Lori Lightfoot Pushes Corporate Greed Over Students’ Needs 

To get there, the union members should expect to continue to face an obstinate Lightfoot. The mayor was a corporate lawyer and political unknown before her election in May. Despite running as a progressive and advocating for equity and increased staffing in schools, this strike has exposed Lightfoot’s firm political allegiance to big business. She has kept Rahm Emanuel’s notorious CPS team in place and let them guide bargaining, not joining the negotiations herself. Publicly, she has attacked teachers for being greedy, ignored support staff issues, and claimed, as she did on Friday, “There is no more money. Period.” This approach has infuriated union members as seen by the popularity of signs comparing her to Emanuel at the mass rallies. 

On Thursday, when union members passed LaSalle Street Board of Trade, “Chicago’s Wall Street,” flyers with insulting messages were dropped on marchers from the windows. The billionaires, bankers, and bondholders will continue to fight to defund schools and lower corporate taxes. 

This Wednesday October 23, Lightfoot will present her budget solutions for how to close a general city budget shortfall. Reports are now leaking of her plans to pass this burden to the backs of working people. Strike leaders could use this announcement as an opportunity to broaden public support by calling a mass rally around a call to tax the rich to close the budget shortfall and fully fund Chicago schools. Educators, schools, workers, and students cannot trust Lightfoot to do right by our schools. 

Strike Headed Towards Second Week, Escalate the Struggle to Win

Faced with Lightfoot’s determined big business agenda, many educators and workers are looking ahead to more picketing on Monday. Lightfoot has made some limited concessions, but how do we win our full demands in writing, not just the minimal half-measures currently on offer? We should expect the mayor to try to wait unions out and turn public opinion against striking educators. CTU and SEIU 73 will need a strategy to overcome this. 

Union members should feel confidence in the energy and determination that exists among the rank and file. Strikers also report enormous public support. But we need to overcome weaker community preparation. Mass rallies have been well attended by enthusiastic union members but we have not seen seen the mass public participation that LA teachers achieved in their strike earlier this year. CTU still has largely the same leadership as in 2012, but unfortunately has not matched the resources and effort put into community mobilizing seen in 2012. However, there’s still time! Additionally, union leaders need to communicate clear proposals to members on how to build community support for the strike, the overall strike strategy, and crucially how long of a strike members should prepare for. 

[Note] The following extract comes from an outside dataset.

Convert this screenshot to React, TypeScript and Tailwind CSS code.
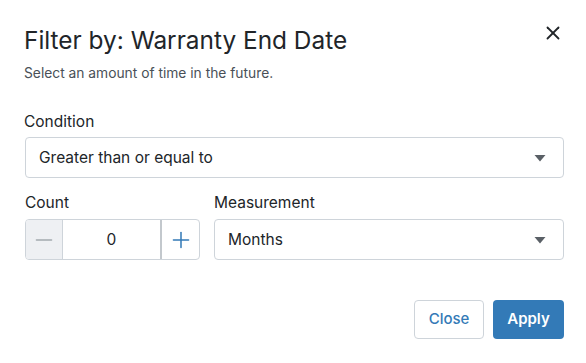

CTU and SEIU 73 leaders should not lean toward a compromise deal and instead start messaging their resolve to fight a long strike if necessary. There is plenty of money in a wealthy city like Chicago to meet the unions’ demands. Union leaders need to mobilize the current public support and call on the whole labor movement to join the struggle. Bernie Sanders has offered to support in any way he can, we should take him up and ask him to help build community support in Chicago and solidarity nationwide. Union leaders should invite Sanders and Alexandria Ocasio-Cortez to do a mass outdoor rally that invites parents and working people to join the struggle for our schools against the billionaire class. 

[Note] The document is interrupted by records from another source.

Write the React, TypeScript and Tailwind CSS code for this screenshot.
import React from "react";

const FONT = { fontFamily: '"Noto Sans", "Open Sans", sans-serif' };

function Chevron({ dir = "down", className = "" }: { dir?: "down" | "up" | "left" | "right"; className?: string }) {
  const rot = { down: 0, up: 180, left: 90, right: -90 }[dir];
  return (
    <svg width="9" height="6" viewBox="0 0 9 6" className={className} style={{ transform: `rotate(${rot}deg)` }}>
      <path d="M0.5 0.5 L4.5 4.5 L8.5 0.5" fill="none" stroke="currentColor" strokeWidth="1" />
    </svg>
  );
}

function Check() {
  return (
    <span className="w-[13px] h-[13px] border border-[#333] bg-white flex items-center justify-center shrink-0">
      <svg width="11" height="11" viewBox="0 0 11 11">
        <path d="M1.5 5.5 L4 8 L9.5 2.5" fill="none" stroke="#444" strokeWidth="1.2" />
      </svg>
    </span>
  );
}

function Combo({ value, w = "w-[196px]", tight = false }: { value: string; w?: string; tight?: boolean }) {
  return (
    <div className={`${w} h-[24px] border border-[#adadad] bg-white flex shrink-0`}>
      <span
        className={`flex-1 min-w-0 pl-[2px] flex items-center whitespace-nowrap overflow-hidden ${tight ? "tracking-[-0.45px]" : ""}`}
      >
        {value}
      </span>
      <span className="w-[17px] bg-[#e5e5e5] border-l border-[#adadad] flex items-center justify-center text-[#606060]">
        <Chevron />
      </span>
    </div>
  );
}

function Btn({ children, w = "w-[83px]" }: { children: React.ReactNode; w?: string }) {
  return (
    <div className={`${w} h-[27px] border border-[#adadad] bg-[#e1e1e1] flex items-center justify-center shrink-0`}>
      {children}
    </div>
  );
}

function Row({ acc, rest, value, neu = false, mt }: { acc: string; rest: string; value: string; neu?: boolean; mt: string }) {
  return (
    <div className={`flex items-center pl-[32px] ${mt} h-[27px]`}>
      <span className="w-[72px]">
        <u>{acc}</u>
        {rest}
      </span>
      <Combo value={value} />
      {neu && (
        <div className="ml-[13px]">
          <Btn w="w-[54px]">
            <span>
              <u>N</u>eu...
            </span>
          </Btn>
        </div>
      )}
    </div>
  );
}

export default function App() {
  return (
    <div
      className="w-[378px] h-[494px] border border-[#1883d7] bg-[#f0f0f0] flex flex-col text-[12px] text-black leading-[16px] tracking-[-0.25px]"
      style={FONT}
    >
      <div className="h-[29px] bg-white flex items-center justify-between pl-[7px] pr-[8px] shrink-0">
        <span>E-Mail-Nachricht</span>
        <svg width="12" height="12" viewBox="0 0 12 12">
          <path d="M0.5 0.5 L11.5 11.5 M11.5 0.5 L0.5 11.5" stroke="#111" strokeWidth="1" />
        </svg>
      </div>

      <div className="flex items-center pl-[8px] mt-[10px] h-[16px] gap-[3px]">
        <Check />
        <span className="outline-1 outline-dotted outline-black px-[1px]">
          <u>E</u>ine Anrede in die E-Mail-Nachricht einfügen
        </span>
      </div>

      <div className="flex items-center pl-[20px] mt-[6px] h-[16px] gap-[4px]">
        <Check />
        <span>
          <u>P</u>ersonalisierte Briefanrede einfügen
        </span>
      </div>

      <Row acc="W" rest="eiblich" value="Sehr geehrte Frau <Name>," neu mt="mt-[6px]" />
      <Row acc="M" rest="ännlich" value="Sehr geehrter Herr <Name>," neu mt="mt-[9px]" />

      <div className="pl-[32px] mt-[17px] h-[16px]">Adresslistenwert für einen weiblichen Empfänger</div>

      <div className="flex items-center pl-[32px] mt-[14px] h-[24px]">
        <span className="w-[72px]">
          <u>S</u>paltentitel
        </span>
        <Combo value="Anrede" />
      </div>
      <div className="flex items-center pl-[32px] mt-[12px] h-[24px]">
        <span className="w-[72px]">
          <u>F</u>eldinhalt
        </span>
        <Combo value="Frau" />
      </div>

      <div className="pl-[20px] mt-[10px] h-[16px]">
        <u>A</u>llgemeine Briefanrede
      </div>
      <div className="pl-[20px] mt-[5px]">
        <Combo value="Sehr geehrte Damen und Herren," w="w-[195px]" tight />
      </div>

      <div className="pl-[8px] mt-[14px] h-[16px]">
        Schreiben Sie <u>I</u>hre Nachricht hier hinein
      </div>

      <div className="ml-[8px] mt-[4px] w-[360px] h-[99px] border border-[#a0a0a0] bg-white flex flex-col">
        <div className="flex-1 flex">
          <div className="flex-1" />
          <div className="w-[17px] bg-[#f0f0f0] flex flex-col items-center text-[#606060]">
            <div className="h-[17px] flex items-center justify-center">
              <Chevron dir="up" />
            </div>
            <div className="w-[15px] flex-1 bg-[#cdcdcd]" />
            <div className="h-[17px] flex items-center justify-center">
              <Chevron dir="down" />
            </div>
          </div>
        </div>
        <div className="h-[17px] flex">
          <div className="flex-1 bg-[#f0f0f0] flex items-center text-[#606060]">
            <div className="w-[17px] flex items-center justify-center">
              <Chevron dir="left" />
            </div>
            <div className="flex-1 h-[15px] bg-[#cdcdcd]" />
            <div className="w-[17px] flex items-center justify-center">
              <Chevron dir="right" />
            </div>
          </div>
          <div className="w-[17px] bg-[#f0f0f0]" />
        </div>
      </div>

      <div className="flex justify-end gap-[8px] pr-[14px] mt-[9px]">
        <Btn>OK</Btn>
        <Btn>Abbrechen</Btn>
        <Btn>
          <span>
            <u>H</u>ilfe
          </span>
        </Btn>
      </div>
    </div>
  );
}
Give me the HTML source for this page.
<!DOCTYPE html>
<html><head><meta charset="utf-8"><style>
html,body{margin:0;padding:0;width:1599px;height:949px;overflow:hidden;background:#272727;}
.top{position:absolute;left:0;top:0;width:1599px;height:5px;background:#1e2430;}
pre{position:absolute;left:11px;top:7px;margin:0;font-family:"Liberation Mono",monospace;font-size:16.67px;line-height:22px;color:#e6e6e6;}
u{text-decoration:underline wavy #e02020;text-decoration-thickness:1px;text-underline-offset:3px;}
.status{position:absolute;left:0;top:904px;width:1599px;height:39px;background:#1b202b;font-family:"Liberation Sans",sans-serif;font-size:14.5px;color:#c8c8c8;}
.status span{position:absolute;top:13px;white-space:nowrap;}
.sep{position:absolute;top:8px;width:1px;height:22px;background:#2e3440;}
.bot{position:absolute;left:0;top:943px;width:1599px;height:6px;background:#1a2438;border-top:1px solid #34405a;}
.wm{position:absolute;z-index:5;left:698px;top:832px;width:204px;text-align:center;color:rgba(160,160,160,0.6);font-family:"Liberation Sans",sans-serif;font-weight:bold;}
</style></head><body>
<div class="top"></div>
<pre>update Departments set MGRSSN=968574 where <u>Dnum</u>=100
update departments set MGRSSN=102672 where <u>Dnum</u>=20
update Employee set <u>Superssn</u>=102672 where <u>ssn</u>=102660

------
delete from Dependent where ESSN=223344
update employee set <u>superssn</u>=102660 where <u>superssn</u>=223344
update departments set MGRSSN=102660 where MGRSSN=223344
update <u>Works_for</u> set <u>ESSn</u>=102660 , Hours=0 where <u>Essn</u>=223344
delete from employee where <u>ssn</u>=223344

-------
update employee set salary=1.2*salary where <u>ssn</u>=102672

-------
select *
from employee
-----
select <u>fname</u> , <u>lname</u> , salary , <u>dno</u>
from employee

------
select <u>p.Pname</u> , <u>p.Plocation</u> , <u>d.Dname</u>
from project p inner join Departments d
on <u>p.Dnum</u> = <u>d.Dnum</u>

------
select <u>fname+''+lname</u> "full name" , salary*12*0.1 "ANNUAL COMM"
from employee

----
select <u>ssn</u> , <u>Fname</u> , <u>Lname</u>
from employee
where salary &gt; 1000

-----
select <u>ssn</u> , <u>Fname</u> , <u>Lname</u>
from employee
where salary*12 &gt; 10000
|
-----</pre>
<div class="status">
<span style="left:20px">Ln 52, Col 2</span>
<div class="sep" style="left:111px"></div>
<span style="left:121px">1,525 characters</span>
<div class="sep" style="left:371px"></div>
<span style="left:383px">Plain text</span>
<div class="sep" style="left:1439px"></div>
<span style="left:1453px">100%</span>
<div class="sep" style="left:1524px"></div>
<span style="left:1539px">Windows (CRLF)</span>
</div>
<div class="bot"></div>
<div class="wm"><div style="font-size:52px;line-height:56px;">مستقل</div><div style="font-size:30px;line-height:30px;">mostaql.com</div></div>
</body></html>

Our strike needs to answer Lightfoot’s claim that Chicago has no money for schools. Lightfoot is exaggerating the costs of union demands, claiming they will cost $2.5 billion. This is a blatant attempt to divide Chicago’s working people from educators and school workers. Union leaders have mostly pointed to new CPS funds recently allocated by the state to cover contract costs. But our movement should more clearly combat Lightfoot by loudly demanding that we pay for the schools we need by taxing millionaires and billionaires, large corporations, taking back TIF developer handouts, and taxing the quadrillions of dollars in futures transaction on La Salle Street. The city council should take action and you can sign our petition here calling on the Progressive Caucus to bring forward measures to tax the wealthy. 

Finally, it’s critical that CTU and SEIU 73 stay firmly united throughout this struggle. Among rank and file workers there is a great desire for this. But just before the strike, confidence in unity was shaken after SEIU 73 leaders settled the contract for 2,500 Chicago Parks District workers. These workers were originally supposed to join educators and school workers in walking out and there was widespread disappointment among rank and file CTU and SEIU 73 members over the settlement. This decision was a mistaken concession to the “divide and rule” tactics of the political establishment. Syncing up contracts and striking together needs to be a conscious power-building strategy rather than just a tactical convenience. As the strike goes on, Lightfoot will surely try to divide the two unions and rank-and-file members must be ready to stand up against this and maintain unity. An injury to one is an injury to all!

A victory in Chicago will be a step toward the transformation of public education in Chicago and would be an inspiration nationwide continuing the RedForEd Movement. However, we must learn the lessons of the period after 2012, and expect big business will strike back against any victories. This only underlines the need to build the strongest strike possible right now. Getting strong language in the contract would be a significant step forward. But this would need to be followed up with a serious strategy to enforce the contract including school level and citywide mobilizations. Key to this is building an alternative independent political force in Chicago and nationally based on the interests of working people who can challenge corporate rule. 

Under capitalism, ruling elites will always try to wrest back gains workers win. Socialist Alternative will be on the lines throughout this struggle supporting strikers and advocating for a socialist future where can we can end, once and for all, the rule of a tiny profit seeking few, and win the education, jobs, and quality life that all people deserve.